(Items from a data source)
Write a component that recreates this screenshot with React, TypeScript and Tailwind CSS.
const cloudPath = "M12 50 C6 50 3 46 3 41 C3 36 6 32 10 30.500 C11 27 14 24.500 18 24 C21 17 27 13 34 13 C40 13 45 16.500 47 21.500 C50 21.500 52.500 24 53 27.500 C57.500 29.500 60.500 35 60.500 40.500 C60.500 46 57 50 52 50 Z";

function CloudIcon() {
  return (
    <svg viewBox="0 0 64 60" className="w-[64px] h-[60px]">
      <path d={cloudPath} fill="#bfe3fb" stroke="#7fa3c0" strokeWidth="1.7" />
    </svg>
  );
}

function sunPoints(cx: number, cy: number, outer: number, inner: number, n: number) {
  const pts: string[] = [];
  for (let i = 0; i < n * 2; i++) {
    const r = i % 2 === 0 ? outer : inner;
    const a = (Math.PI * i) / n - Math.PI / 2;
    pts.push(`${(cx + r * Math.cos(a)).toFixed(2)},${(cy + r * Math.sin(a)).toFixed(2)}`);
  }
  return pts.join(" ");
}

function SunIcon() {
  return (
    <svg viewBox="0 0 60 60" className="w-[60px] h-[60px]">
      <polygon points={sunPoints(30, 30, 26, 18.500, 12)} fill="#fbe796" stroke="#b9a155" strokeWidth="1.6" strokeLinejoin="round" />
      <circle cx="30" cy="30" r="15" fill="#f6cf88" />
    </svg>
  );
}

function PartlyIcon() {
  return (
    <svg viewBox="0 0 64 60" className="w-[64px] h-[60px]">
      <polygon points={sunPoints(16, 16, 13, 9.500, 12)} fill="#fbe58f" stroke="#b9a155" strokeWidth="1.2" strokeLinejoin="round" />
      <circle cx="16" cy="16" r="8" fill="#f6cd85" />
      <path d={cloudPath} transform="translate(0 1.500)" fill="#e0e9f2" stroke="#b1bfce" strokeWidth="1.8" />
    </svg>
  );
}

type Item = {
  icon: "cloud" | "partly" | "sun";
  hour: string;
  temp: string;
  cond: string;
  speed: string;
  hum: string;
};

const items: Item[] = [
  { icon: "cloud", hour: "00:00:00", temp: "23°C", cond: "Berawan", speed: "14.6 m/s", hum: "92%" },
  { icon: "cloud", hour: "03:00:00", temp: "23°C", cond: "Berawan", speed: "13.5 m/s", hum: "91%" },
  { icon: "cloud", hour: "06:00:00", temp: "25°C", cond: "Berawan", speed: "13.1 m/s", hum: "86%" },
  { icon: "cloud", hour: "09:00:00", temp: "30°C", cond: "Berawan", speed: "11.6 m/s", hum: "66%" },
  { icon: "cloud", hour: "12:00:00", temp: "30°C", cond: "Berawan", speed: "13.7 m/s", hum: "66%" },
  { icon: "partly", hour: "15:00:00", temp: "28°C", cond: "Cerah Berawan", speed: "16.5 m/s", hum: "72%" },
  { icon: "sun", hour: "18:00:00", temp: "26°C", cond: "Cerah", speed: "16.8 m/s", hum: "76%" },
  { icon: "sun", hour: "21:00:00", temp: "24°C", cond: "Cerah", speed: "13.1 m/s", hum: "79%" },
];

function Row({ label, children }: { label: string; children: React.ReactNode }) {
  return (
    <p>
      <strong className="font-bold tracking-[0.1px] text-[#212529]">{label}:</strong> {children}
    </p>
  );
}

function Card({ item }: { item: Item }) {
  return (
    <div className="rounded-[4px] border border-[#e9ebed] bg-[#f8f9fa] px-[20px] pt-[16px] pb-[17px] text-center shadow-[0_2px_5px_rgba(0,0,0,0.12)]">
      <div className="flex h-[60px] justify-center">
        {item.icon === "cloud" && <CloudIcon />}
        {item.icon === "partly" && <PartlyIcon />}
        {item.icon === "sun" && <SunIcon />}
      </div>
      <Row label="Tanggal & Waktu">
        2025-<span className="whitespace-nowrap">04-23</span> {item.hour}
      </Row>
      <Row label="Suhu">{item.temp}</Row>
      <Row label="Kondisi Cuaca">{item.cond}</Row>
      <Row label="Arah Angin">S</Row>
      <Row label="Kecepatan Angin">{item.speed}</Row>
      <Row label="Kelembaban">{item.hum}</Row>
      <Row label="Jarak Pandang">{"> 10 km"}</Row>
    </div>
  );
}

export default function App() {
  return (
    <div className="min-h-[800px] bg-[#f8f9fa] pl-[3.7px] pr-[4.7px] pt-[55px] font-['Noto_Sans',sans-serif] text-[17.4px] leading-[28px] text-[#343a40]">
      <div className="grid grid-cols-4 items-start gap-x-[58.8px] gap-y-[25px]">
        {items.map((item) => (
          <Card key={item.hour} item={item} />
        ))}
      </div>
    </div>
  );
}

...

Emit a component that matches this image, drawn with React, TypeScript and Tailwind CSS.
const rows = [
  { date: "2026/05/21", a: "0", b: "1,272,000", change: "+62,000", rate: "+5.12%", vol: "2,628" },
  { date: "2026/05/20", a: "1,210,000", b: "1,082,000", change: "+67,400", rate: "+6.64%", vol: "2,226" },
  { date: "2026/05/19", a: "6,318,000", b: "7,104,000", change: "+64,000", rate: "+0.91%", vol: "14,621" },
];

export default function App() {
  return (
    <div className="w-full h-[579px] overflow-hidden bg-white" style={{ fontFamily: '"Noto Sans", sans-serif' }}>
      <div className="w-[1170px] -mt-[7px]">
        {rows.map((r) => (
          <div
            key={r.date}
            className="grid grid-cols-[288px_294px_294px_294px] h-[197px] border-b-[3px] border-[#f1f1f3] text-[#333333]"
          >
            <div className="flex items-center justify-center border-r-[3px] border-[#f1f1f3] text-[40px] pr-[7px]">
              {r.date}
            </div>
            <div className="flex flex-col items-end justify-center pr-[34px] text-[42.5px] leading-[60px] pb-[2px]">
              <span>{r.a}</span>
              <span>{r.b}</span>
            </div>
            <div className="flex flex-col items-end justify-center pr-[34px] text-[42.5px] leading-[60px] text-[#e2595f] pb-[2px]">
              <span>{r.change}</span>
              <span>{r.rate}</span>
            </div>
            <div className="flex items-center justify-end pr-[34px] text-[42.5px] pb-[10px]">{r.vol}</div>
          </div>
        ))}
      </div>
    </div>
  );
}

## Given exercise:
Gather from the entries above all lines that include the string "this".

## Written response:
Write a component that recreates this screenshot with React, TypeScript and Tailwind CSS.
Emit a component that matches this image, drawn with React, TypeScript and Tailwind CSS.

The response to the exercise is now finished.